First-quarter profits of the Washington Post Co. plunged 54 percent of $1.8 million (13 cents a share) from $3.9 million (27 cents) in the same period a year ago, the company reported yesterday.
The company blamed the first-quarter decline on higher interest expenses and on losses of two new ventures started last year -- Inside Sports magazine and Post-Newsweek Productions, a television programing company.
Revenues for the three months ending March 29 increased by $14.6 million over the first quarter of 1980 to $165.8 million. Revenues increased 13 percent at the newspaper division, which publishes The Washington Post, The Trenton (N.J.) Times and The Everett (Wash.) Herald, and were up 7 percent in the broadcasting division and 6 percent in the magazine division.
Operating income for the quarter fell from $8.7 million to $4.7 million; the newspaper division posted higher operating income, but there were declines in the magazine and broadcasting divisions due to their new ventures.
Advertising linage was off at the company's two biggest publications -- The Washington Post and Newsweek -- "reflecting current economic conditions," the company reported. Display advertising in The Washington Post continued to increase, along with the newspaper's circulation, but classified ad volume fell 6 percent, resulting in an overall decline of about 1 percent. Newsweek's number of advertising pages fell about 10 percent.

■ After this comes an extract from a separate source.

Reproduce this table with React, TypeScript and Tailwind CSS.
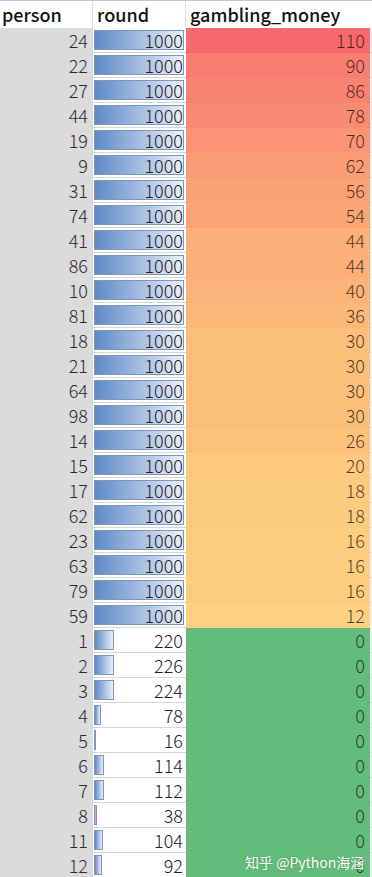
import React from 'react';

type Row = { person: number; round: number; money: number };

const rows: Row[] = [
  { person: 24, round: 1000, money: 110 },
  { person: 22, round: 1000, money: 90 },
  { person: 27, round: 1000, money: 86 },
  { person: 44, round: 1000, money: 78 },
  { person: 19, round: 1000, money: 70 },
  { person: 9, round: 1000, money: 62 },
  { person: 31, round: 1000, money: 56 },
  { person: 74, round: 1000, money: 54 },
  { person: 41, round: 1000, money: 44 },
  { person: 86, round: 1000, money: 44 },
  { person: 10, round: 1000, money: 40 },
  { person: 81, round: 1000, money: 36 },
  { person: 18, round: 1000, money: 30 },
  { person: 21, round: 1000, money: 30 },
  { person: 64, round: 1000, money: 30 },
  { person: 98, round: 1000, money: 30 },
  { person: 14, round: 1000, money: 26 },
  { person: 15, round: 1000, money: 20 },
  { person: 17, round: 1000, money: 18 },
  { person: 62, round: 1000, money: 18 },
  { person: 23, round: 1000, money: 16 },
  { person: 63, round: 1000, money: 16 },
  { person: 79, round: 1000, money: 16 },
  { person: 59, round: 1000, money: 12 },
  { person: 1, round: 220, money: 0 },
  { person: 2, round: 226, money: 0 },
  { person: 3, round: 224, money: 0 },
  { person: 4, round: 78, money: 0 },
  { person: 5, round: 16, money: 0 },
  { person: 6, round: 114, money: 0 },
  { person: 7, round: 112, money: 0 },
  { person: 8, round: 38, money: 0 },
  { person: 11, round: 104, money: 0 },
  { person: 12, round: 92, money: 0 },
];

const MAX_MONEY = 110;
const BAR_MAX = 90;

// red -> yellow scale, zero gets the green
function moneyColor(v: number) {
  if (v === 0) return '#63bc7c';
  const t = v / MAX_MONEY;
  const r = Math.round(254 + (247 - 254) * t);
  const g = Math.round(222 + (105 - 222) * t);
  const b = Math.round(129 + (108 - 129) * t);
  return `rgb(${r},${g},${b})`;
}

export default function App() {
  return (
    <div
      className="relative w-[372px] h-[877px] overflow-hidden bg-[#e6e6e6]"
      style={{ fontFamily: '"Noto Sans CJK SC", "Noto Sans", sans-serif' }}
    >
      {/* header */}
      <div className="flex h-[28px] bg-white border-t border-[#c6c6c6]">
        <div className="w-[93px] pl-[2px] text-[18px] leading-[26px] font-medium text-[#111] border-r border-[#e2e2e2]">person</div>
        <div className="w-[93px] pl-[4px] text-[18px] leading-[26px] font-medium text-[#111] border-r border-[#e2e2e2]">round</div>
        <div className="w-[184px] pl-[4px] text-[18px] leading-[26px] font-medium text-[#111]">gambling_money</div>
        <div className="flex-1 bg-white" />
      </div>

      {rows.map((r) => (
        <div key={r.person} className="flex h-[25px] font-light">
          <div className="w-[93px] bg-[#dbdbdb] text-right pr-[5px] text-[18px] leading-[25px] text-[#2b2b2b]">
            {r.person}
          </div>
          <div className="relative w-[93px] bg-white border-b border-[#d6d6d6] text-right pr-[3px] text-[18px] leading-[24px] text-[#222]">
            <div
              className="absolute left-[1px] top-[2px] h-[20px] border border-[#7f95b9] bg-gradient-to-r from-[#5f89c6] to-[#eaf0f9]"
              style={{ width: Math.max(2, Math.round((r.round / 1000) * BAR_MAX)) }}
            />
            <span className="relative">{r.round}</span>
          </div>
          <div
            className="w-[184px] text-right pr-[5px] text-[18px] leading-[25px] text-black/70"
            style={{ backgroundColor: moneyColor(r.money) }}
          >
            {r.money}
          </div>
          <div className="flex-1 bg-[#f2f2f2] border-b border-[#dadada]" />
        </div>
      ))}

      <div className="absolute left-[245px] top-[852px] whitespace-nowrap text-[14px] leading-[20px] text-white [text-shadow:0_0_2px_rgba(0,0,0,0.25)]">
        知乎 @Python海涵
      </div>
    </div>
  );
}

Two other factors affected earnings for the quarter, the Post company said. The company's share of affiliate operations produced a loss of $67,000, down from $985,000 last year, because of lower losses at the Bear Island Paper Company. Interest expenses jumped from $2,000 a year ago to $1.3 million because of higher rates and increased borrowing, much of it to finance The Washington Posts's new Springfield printing plant.